En Argentine, les faveurs ne se vendent plus. Milei le dit très clairement : « La corruption est inhérente à l’État ». C’est vrai même si, statistiquement, ce gouvernement sera beaucoup moins corrompu. Comment pourrait-il ne pas y avoir de cas de corruption lorsqu’il existe une structure politique nationale ? Mais si l’État n’a pas de faveurs à vendre, si un fonctionnaire ne doit pas signer ou tamponner un papier pour ouvrir une entreprise, si les gens ne doivent pas demander d’autorisation pour exporter, alors la marge de corruption est réduite et la bureaucratie est éliminée.
Comment voyez-vous l’avenir de ce projet et de l’Argentine ?
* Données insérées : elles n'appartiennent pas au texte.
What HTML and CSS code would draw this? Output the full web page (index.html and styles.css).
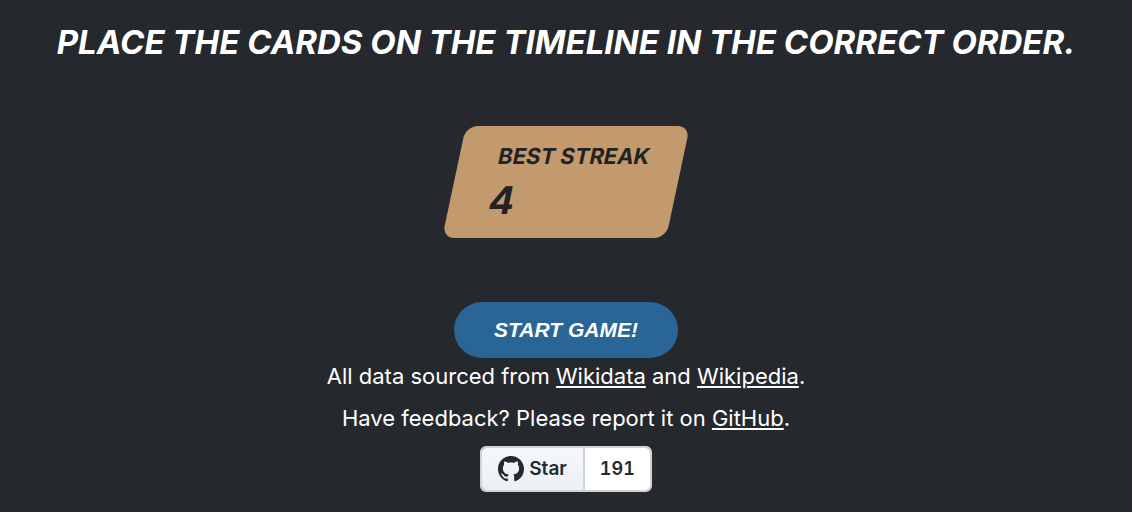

Marcelo Duclos : Si Javier Milei réussit, le monde entier parlera du miracle argentin. Des gens du monde entier reviendront travailler en Argentine et il n’y aura pas assez d’emplois. Nous aurons des Européens qui voudront travailler ici plutôt que des Argentins qui voudront travailler à l’étranger. L’Argentine sera un nouveau pays qui aura corrigé sa trajectoire pour revenir à ce qu’elle était entre 1853 et 1860 sous la Constitution d’Alberdi. Nous pouvons faire une analogie avec l’Argentine qui est passée d’un désert fratricide, improductif et sanguinaire au pays ayant le PIB le plus élevé du monde. Quoi qu’il en soit, le succès n’est pas garanti, car beaucoup de choses peuvent se produire en politique. Mais si le gouvernement tient bon et obtient un bon résultat dans les urnes, le meilleur est possible pour l’Argentine. Si Milei obtient un bon résultat aux prochaines élections, l’Argentine sera en passe de devenir le meilleur pays du monde.